▸ SUPPLIED INFORMATION
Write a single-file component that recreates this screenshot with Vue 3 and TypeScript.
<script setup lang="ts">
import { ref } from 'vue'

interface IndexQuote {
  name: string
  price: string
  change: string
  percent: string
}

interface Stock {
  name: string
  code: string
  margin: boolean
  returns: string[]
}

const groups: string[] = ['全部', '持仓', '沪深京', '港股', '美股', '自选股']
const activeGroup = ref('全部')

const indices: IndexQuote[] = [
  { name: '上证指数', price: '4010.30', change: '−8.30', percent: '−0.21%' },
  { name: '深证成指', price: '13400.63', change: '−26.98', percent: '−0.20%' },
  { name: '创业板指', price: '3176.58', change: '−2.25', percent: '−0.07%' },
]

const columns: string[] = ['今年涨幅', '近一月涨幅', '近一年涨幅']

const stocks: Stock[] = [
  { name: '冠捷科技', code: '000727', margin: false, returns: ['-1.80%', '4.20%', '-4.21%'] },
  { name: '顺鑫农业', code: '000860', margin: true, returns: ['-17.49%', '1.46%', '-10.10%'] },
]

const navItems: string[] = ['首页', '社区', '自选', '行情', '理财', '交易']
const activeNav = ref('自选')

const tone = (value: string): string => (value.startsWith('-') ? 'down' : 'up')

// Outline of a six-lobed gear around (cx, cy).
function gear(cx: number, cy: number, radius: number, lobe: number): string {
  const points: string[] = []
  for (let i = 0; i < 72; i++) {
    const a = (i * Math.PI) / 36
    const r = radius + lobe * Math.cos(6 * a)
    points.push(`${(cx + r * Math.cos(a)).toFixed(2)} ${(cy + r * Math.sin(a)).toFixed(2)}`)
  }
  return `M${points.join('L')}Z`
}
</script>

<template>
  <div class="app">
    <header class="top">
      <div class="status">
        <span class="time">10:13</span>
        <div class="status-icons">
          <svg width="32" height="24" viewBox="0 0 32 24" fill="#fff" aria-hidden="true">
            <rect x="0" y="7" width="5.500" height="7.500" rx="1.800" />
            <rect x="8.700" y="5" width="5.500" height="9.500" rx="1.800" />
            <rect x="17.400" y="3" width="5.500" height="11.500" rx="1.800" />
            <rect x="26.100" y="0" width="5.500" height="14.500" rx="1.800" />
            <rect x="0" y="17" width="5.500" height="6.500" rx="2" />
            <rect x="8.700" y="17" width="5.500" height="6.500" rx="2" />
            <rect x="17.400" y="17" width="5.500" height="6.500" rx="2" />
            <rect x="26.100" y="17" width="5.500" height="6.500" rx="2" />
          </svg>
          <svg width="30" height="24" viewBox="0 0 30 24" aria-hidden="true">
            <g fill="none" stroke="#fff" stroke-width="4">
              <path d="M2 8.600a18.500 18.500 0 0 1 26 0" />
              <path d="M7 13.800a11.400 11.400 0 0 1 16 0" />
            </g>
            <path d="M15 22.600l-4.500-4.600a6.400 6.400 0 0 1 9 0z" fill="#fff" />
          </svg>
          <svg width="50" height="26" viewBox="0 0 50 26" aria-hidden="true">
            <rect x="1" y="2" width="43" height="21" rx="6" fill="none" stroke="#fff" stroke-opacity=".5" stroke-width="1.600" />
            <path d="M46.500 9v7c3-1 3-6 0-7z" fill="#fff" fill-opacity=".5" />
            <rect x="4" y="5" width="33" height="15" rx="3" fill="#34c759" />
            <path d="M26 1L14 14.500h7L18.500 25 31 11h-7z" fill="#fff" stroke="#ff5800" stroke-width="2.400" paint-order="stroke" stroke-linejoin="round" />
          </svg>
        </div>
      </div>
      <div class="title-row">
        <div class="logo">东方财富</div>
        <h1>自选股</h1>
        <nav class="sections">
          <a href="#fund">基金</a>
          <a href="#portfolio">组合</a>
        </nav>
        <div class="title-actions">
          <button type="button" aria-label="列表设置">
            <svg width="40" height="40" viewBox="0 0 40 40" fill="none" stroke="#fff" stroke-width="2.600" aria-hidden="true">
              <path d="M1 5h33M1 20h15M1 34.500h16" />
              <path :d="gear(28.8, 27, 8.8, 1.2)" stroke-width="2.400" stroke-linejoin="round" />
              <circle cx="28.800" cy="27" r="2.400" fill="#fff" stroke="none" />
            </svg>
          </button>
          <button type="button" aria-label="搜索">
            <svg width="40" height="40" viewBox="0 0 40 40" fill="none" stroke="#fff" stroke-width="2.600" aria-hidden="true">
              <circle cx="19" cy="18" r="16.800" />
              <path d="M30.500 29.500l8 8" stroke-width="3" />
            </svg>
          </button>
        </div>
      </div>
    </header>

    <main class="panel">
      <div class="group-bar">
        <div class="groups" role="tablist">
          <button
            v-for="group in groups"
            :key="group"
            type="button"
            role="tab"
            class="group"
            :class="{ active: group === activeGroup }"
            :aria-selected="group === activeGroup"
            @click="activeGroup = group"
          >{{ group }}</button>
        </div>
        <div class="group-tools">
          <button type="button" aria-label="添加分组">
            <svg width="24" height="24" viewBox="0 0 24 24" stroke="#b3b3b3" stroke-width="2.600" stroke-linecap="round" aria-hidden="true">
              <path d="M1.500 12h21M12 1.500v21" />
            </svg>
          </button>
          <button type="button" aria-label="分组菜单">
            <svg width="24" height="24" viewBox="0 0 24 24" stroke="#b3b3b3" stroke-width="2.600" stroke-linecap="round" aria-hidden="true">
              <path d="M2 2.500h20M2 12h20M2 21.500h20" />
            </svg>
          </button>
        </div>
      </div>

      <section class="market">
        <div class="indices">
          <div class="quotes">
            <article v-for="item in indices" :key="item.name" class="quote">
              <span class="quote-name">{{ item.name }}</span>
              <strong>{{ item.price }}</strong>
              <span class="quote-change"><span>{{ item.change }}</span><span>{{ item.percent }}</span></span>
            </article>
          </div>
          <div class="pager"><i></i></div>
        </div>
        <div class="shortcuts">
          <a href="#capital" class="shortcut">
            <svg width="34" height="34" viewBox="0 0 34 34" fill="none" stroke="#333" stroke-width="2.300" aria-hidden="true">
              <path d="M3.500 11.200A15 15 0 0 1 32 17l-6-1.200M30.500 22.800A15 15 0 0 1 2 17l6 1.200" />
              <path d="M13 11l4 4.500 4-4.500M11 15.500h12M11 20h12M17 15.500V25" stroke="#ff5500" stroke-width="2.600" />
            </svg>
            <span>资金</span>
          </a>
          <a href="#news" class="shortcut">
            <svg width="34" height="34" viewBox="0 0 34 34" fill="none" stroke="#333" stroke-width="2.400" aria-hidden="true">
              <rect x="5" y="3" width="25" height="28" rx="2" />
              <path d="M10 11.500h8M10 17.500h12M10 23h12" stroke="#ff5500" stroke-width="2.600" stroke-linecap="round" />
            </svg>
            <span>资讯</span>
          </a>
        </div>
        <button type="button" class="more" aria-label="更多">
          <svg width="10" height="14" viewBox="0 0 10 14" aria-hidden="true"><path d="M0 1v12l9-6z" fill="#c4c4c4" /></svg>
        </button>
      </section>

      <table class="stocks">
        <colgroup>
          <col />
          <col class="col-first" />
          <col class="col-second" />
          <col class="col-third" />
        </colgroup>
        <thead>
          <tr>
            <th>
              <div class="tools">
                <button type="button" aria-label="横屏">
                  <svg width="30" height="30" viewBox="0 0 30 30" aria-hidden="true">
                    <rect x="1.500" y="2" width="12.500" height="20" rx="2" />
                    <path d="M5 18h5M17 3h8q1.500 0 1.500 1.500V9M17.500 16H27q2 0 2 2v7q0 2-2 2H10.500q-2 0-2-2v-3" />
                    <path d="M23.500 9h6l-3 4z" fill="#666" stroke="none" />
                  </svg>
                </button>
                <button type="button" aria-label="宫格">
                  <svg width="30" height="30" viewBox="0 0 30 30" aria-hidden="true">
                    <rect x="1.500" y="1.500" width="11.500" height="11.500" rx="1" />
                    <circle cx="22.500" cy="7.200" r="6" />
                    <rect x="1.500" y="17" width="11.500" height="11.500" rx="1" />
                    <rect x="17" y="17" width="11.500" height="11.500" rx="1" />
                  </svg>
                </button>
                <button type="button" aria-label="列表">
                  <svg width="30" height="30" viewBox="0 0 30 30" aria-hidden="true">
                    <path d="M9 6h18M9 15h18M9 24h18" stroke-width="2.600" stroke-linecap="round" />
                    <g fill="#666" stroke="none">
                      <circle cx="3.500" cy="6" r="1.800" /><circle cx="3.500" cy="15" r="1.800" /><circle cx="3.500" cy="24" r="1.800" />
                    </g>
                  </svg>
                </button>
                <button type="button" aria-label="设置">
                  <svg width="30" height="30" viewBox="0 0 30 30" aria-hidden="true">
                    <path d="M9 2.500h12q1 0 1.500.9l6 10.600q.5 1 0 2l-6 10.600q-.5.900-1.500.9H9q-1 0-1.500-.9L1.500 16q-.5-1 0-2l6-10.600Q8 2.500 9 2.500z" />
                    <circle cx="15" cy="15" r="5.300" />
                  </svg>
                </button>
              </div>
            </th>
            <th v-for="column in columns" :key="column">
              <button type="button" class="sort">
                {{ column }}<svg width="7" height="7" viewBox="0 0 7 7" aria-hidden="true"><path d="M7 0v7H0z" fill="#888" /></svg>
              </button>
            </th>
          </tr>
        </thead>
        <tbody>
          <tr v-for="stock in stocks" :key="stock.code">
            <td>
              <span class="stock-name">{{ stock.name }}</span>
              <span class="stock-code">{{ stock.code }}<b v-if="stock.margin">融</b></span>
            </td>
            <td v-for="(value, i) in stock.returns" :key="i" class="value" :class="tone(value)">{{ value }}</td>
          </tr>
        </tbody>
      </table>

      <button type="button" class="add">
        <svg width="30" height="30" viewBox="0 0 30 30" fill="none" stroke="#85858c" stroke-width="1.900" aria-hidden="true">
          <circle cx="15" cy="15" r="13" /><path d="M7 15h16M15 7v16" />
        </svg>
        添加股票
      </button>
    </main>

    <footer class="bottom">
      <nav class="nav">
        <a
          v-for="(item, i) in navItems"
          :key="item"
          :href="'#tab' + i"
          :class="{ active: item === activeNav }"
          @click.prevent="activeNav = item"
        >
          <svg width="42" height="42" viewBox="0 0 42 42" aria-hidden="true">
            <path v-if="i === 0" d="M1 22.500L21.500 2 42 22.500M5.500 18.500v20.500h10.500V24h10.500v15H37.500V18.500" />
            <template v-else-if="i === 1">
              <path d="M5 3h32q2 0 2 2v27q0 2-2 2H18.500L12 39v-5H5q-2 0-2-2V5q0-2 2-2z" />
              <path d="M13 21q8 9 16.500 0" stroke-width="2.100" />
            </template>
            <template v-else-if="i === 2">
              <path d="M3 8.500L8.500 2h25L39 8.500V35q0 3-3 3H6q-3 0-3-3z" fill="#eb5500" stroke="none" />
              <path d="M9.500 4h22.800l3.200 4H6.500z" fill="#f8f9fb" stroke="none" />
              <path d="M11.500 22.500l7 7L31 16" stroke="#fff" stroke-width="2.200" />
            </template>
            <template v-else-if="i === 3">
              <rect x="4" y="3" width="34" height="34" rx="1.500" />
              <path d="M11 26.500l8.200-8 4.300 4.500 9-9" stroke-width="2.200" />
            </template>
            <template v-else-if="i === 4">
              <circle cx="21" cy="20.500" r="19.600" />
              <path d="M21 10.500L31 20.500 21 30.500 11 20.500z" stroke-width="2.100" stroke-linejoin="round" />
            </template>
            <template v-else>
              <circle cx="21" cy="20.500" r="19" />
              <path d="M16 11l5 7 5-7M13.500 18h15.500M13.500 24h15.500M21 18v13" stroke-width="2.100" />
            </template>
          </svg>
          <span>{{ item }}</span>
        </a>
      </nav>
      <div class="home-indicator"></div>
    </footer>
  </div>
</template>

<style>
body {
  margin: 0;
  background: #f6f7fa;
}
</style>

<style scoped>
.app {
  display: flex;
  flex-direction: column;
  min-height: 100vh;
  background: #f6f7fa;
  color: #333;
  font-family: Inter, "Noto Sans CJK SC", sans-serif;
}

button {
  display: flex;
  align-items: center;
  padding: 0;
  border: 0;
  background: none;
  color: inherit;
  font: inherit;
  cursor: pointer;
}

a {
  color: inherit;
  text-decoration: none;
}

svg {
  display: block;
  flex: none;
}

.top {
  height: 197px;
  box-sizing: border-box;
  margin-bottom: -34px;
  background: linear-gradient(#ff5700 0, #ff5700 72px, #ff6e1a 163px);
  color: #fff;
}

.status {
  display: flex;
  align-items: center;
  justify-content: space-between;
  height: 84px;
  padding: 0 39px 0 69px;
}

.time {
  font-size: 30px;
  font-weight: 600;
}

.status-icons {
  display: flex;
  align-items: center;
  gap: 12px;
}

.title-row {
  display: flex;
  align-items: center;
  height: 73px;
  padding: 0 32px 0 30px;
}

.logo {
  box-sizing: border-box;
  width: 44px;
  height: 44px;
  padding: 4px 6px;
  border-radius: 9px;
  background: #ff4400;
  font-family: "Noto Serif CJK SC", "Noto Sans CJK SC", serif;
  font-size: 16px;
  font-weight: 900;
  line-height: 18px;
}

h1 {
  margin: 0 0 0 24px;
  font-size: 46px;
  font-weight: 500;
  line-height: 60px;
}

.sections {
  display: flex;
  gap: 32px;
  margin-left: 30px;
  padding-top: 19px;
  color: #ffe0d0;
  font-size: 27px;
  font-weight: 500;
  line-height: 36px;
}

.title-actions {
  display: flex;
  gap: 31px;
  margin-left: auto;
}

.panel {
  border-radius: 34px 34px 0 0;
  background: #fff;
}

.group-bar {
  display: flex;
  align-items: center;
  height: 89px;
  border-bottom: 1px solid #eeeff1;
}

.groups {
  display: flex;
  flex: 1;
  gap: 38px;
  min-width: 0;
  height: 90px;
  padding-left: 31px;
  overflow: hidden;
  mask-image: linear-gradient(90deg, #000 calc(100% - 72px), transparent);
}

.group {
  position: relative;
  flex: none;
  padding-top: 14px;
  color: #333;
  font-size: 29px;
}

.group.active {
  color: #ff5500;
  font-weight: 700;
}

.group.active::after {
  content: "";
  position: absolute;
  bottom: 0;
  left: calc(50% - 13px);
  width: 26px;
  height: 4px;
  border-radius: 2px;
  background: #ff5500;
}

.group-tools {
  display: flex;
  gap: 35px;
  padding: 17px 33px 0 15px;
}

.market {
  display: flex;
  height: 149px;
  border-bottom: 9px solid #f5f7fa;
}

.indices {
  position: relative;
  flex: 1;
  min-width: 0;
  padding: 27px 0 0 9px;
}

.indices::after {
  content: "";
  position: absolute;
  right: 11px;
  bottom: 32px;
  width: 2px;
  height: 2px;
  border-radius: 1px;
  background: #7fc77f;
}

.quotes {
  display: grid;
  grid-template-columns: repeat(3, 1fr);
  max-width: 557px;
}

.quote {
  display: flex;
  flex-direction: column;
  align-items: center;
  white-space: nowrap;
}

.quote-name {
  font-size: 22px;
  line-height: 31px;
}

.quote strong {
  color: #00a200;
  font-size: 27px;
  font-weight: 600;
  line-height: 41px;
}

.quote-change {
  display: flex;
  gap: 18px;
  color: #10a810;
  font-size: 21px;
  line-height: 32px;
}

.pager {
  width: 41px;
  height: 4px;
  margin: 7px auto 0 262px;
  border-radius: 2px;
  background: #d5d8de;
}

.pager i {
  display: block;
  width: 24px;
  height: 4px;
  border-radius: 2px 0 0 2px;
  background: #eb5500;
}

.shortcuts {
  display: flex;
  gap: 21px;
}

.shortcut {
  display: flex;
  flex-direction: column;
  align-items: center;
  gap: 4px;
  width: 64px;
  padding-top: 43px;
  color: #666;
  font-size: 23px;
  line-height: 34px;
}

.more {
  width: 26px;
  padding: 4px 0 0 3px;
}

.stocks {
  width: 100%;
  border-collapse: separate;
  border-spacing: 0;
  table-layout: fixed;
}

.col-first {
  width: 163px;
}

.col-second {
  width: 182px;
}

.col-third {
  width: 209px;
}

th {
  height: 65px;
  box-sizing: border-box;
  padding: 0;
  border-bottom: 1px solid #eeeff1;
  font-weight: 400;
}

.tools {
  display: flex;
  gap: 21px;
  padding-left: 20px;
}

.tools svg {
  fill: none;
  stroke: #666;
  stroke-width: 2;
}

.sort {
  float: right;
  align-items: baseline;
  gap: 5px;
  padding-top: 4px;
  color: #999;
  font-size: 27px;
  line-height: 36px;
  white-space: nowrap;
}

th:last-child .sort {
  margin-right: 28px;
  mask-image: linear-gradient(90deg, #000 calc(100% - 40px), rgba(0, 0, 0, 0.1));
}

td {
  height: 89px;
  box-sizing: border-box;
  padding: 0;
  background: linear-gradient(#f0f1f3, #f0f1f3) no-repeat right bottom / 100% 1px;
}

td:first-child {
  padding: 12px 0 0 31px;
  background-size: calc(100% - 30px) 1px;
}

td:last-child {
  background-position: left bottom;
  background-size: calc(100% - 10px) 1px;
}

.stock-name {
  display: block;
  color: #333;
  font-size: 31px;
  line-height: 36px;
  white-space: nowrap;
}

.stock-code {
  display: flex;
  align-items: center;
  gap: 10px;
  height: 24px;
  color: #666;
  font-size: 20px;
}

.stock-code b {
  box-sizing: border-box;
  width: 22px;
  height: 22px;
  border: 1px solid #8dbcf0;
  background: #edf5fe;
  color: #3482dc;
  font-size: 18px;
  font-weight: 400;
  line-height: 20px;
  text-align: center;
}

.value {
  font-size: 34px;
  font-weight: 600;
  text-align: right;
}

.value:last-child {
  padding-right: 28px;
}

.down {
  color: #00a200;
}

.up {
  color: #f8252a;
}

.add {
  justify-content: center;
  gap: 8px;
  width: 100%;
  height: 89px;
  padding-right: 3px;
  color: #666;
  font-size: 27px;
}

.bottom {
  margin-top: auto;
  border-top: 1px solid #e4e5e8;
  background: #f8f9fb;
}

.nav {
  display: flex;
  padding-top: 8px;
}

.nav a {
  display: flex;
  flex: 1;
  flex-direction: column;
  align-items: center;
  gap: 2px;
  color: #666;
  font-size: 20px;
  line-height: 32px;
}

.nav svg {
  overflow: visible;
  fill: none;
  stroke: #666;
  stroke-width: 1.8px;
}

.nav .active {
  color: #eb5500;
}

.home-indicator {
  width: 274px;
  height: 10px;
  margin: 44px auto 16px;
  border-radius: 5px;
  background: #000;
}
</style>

▸ WORK REQUIRED
Word for word, quote the lines of the material from the first line through the line with "const activeGroup = ref('全部')", both ends included.

▸ ANSWER
Write a single-file component that recreates this screenshot with Vue 3 and TypeScript.
<script setup lang="ts">
import { ref } from 'vue'

interface IndexQuote {
  name: string
  price: string
  change: string
  percent: string
}

interface Stock {
  name: string
  code: string
  margin: boolean
  returns: string[]
}

const groups: string[] = ['全部', '持仓', '沪深京', '港股', '美股', '自选股']
const activeGroup = ref('全部')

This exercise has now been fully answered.